What is significant to mark about this particular Black Women’s 2020 experience — which positions Kamala Harris as now ready to live out its promise is that it was cultivated out of the HBCU experience. For Howard University to be able to claim to have produced the first Black woman nominated to be the vice president of the United States is part of that historical promise that our ancestors imagined.  When Howard students sing James Weldon Johnson’s Lift Every Voice and Sing, it is accompanied with a clenched fist, signaling a determination to prevail against that difficult past. The promise of the HBCU experience was precisely that: One would get a solid education while grounded in Black cultural experience.  And Howard, often called the capstone, delivered from Zora Neale Hurston to Ta-Nehisi Coates; Houston Baker and Stokely Carmichael to Ras Baraka,the mayor of Newark, NJ.

Howard is on the threshold of reclaiming its place in Black history if only for this latest reason, having educated the first Black vice president of the United States.  For many years, before open access to Ivy League universities, following student activism of the 1960’s, Howard rivaled Harvard, similarity of names notwithstanding. It was the preference for African, Caribbean and African-American students to have a Howard University degree with a distinguished faculty who cared. Above all, it provided the confidence that one could indeed do and be anything.

 That confidence of being on a campus with Black men and women from all social and economic classes, national and ethnic origins also produced that variegated Black cultural experience. Automatically one is immersed in an international milieu where in Harris’s case of carrying both Afro-Caribbean and South Indian identities, made in the USA as a Black subject, would not have been an aberration. Additionally, Black sororities and fraternities on the campus were for many years a central feature in helping to develop a confident Black identity, holding one’s head high being one of its critical lessons. Both Alpha Kappa Alpha (1908) and Delta Sigma Theta (1913) were founded on Howard’s campus.

To pledge one of those founding chapters is to enter history and to connect with women who fought for Black women’s rights at the turn of the last century.  And this is precisely what positions Harris as solidly within the U.S. Black community.  But she also carries that global Black identity, and additionally her multiracial ethnic composition allows Jamaicans and Indians to claim her as do a range of other people of color. These links make a number of communities proud to identify and claim her as their own in a way that even exceeds Barack Obama’s ethnic identities.

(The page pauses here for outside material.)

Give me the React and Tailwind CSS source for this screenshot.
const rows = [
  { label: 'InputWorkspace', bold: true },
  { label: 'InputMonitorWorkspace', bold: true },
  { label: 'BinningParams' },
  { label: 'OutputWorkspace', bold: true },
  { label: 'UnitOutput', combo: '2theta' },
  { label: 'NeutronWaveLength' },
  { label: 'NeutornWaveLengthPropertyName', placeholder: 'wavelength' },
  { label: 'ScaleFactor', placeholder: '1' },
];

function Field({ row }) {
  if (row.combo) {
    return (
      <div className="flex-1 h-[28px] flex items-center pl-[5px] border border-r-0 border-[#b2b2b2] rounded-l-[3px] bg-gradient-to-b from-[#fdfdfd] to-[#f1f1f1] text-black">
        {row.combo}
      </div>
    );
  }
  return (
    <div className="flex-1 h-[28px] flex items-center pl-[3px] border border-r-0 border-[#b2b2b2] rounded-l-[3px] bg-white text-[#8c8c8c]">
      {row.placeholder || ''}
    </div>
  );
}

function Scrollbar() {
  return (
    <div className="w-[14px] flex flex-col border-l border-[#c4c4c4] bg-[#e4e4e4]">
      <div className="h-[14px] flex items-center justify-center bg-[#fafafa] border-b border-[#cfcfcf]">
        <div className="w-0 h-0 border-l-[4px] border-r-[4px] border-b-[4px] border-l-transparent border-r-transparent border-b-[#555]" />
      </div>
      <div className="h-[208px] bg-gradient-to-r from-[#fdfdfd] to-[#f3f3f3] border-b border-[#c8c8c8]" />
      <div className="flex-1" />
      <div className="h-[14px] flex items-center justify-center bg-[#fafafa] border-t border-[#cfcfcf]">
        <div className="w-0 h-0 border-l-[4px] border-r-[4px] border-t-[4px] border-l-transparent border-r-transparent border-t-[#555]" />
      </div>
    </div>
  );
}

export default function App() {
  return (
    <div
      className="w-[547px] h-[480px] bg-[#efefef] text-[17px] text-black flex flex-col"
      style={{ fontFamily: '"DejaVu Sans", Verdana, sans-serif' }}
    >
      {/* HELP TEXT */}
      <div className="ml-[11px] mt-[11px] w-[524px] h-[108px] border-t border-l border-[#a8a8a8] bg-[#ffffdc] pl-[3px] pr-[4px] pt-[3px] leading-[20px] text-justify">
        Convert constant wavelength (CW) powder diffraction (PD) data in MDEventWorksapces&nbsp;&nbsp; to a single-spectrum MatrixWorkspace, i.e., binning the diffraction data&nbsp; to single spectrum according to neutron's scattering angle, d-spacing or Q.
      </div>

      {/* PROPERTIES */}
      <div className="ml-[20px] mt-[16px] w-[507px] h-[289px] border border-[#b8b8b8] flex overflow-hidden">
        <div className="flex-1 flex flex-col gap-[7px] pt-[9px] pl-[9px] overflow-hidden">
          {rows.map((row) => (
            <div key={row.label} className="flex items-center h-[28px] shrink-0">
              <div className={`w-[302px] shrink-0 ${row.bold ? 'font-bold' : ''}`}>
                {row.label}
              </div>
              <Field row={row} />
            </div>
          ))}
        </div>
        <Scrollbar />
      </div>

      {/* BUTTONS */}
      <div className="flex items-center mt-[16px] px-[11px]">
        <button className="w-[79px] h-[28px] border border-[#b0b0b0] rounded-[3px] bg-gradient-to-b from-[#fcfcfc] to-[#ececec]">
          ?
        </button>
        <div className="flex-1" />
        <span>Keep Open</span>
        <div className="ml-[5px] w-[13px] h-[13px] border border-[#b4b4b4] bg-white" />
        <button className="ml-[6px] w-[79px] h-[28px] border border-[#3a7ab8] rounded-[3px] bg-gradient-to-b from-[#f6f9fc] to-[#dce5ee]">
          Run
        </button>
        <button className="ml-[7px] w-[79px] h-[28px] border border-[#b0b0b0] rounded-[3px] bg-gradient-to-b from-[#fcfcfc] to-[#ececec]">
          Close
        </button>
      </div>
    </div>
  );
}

Still, the United States, regardless of its international pre-eminence, has lagged behind the world in having women attain political leadership. Harris is the only Black woman who is a U.S. senator and the second in history after Carol Moseley Braun and once she becomes vice president there will be none. Those of us studying and observing this anomaly, like my university class on Black women and political leadership, wonder how the most advanced country in the world could still not have a woman in the highest rungs of political leadership. 

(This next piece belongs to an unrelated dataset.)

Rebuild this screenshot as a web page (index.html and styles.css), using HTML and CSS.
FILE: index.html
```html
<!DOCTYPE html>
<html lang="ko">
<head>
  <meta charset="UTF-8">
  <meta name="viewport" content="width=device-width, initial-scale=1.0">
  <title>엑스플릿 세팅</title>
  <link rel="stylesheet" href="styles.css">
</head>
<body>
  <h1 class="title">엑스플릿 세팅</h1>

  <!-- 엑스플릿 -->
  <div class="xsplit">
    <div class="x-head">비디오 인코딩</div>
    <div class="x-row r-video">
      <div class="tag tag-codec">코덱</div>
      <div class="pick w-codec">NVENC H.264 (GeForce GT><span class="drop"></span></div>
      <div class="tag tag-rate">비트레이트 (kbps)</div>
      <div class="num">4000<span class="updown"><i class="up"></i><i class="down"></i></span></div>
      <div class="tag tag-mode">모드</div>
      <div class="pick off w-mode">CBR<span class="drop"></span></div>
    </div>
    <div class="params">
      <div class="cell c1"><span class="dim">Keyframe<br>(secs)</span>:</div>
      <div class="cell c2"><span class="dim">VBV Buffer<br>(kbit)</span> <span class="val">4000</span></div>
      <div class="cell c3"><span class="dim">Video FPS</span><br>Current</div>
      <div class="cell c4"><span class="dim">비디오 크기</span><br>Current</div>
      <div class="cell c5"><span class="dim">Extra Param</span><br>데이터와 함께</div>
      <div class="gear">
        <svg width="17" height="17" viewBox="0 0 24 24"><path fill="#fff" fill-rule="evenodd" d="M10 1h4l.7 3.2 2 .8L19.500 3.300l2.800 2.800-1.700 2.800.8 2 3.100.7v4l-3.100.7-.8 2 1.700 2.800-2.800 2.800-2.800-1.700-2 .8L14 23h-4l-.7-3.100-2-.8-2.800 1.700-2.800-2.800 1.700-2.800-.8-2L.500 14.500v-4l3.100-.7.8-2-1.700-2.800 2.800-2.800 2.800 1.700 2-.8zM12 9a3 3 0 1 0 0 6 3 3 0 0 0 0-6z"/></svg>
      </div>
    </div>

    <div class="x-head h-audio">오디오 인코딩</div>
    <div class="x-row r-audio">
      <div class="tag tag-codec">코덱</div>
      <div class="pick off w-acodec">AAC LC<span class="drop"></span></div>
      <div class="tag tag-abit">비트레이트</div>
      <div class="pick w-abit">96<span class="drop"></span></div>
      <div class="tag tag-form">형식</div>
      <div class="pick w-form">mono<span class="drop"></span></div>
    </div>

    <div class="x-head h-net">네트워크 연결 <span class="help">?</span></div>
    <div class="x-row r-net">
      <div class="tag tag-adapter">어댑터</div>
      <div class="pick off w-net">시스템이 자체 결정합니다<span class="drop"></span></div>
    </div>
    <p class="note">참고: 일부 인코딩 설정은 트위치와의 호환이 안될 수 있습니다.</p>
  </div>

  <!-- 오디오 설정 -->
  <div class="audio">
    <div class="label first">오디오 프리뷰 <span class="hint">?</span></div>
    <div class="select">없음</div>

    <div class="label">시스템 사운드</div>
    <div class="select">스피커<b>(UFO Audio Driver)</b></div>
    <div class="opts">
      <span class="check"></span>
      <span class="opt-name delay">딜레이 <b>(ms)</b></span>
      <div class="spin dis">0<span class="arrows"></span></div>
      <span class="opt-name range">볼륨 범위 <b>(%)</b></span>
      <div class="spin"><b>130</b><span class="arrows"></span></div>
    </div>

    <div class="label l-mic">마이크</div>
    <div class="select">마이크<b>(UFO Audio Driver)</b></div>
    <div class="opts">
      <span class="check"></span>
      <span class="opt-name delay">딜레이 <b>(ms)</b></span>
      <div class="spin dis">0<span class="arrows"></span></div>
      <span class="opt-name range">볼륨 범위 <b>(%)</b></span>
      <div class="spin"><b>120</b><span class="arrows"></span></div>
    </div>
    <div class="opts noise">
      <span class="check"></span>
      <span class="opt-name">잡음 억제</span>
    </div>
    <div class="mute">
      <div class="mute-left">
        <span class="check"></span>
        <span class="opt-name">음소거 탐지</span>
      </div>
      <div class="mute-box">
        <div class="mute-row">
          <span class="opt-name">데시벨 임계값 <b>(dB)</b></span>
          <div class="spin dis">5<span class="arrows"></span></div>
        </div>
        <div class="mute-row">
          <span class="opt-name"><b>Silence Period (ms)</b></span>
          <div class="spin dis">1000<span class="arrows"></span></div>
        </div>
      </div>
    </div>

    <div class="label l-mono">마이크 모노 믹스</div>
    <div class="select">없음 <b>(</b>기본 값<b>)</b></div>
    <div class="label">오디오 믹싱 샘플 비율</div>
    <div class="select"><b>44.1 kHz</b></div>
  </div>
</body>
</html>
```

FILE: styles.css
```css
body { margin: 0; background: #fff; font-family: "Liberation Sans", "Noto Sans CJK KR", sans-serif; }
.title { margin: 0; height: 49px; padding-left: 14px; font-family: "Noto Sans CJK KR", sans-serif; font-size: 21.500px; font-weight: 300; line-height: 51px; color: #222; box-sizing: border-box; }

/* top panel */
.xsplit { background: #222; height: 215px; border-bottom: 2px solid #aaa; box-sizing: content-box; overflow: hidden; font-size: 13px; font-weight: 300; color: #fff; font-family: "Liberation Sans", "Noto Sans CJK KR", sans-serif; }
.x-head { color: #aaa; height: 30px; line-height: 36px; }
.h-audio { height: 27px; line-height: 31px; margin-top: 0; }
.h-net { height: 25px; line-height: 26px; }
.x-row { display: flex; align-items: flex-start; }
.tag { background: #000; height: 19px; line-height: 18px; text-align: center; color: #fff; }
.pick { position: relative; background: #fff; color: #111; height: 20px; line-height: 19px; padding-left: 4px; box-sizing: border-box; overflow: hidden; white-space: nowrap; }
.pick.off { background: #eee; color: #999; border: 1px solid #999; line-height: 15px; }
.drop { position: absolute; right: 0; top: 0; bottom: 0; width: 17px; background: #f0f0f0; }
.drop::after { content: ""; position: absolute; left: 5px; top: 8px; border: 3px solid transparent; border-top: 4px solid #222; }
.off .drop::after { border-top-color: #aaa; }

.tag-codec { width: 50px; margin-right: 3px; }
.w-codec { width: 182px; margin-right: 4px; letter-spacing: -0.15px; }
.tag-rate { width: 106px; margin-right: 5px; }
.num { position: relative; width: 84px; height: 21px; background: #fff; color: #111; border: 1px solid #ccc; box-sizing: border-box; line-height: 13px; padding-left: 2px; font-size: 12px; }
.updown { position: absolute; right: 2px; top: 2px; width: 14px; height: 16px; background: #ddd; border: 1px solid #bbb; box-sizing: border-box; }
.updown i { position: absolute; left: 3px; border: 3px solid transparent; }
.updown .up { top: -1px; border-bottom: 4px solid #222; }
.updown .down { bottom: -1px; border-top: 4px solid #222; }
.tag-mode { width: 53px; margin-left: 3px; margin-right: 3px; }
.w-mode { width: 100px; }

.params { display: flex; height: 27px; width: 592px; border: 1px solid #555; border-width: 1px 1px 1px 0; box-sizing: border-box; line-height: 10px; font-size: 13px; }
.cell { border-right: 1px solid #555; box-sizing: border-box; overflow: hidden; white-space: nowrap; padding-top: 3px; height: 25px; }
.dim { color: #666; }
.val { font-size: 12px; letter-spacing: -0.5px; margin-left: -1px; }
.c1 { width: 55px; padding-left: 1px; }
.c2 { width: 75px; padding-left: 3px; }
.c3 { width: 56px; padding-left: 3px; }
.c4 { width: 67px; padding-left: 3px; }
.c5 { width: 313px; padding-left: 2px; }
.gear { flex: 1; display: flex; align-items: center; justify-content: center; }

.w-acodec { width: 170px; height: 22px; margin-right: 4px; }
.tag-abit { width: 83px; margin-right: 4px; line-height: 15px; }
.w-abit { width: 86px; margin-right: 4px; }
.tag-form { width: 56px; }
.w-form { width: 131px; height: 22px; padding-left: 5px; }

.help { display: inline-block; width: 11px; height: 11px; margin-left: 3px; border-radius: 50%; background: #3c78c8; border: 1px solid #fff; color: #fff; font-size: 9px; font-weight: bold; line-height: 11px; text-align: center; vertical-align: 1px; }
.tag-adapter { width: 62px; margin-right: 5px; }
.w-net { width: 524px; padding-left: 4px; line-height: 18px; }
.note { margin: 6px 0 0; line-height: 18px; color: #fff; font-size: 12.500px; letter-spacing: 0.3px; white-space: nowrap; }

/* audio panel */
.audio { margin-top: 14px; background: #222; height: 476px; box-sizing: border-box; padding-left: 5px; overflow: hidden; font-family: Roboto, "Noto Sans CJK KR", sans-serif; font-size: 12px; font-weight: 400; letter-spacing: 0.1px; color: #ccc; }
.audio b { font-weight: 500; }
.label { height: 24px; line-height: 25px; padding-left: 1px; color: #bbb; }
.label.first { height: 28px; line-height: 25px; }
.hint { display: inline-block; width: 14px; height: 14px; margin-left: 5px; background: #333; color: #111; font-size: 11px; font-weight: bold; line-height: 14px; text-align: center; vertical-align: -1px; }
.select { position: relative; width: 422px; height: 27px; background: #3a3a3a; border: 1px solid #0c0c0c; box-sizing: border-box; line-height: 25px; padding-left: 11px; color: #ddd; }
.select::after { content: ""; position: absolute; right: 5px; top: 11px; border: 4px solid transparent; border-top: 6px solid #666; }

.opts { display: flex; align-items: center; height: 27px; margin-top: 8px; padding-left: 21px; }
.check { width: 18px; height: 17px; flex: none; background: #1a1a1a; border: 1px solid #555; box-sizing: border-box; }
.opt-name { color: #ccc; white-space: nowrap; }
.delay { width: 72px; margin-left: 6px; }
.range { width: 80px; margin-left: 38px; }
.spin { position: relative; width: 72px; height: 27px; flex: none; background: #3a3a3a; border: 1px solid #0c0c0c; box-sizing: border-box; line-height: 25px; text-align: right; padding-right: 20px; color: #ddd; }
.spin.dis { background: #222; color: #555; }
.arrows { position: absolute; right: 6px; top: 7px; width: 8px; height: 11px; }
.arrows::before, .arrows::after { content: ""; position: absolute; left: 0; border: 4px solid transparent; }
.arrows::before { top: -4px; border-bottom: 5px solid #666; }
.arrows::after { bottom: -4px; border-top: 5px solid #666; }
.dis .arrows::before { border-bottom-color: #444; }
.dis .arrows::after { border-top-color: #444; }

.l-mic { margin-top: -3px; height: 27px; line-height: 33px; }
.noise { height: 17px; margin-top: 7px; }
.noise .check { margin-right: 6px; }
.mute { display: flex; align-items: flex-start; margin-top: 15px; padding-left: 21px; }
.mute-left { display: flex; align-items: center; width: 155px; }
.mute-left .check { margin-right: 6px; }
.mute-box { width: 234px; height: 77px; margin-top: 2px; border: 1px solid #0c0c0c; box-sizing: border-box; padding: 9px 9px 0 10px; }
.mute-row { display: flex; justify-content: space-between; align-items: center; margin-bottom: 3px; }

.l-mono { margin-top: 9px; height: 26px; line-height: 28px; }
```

It was only in the last 2018 election cycle that the U.S. moved to 23 percent leadership of women in the House of Representatives. A 2019 Pew Research report noted 12 percent Black representation in Congress. While there have been other Black women who have been nominated to the vice-presidential slot — Charlotta Bass (1874-1969) on the Progressive Party in 1952 and Rosa Clemente in the Green Party in 2008 — Harris becomes the first in a major party.

There is a cross-section of Black people who raise the same questions about some kind of essential Black identity and/or history that were raised when Barack Obama was nominated to lead the Democratic ticket in 2008. However, across the United States and around the world, women of a variety of political ideological positions, ethnic identifications and histories are running and being elected to political positions at the local, state and national levels. It is easy to assume that the days when Shirley Chisholm struggled to be taken seriously in a 1972 run for president are behind us.  In fact, it is precisely the confidence to lead that Chisholm championed that makes a Harris vice presidency possible. 

It is also significant that in the contemporary period, an activist group of young congresswomen known as The Squad (Ilhan Omar, Rashida Tlaib, Ayanna Pressley, Alexandria Ocasio-Cortez) are not afraid to challenge open sexism and call it out publicly.  For me, these provide the outer edges of self-articulation that allowed Harris to challenge the presidential nominee Joe Biden during the debate cycle, as she called out his particular anti-busing position, locating it squarely in American racism and herself on the other side of that history. 

In the end, it was this boldness to challenge Biden that made Harris more recognizable as the strong candidate that she is and that those who know her prosecutorial history already recognized.  These contrasting histories come together now to offer us the promise of her leadership.  It is the boldness of the contemporary Black woman in 2020 that we are witnessing. This same audacity that propelled Harris to this position has been done throughout history, where Black women from Harriet Tubman to Shirley Chisholm were able to see ahead, with clear vision, and lead.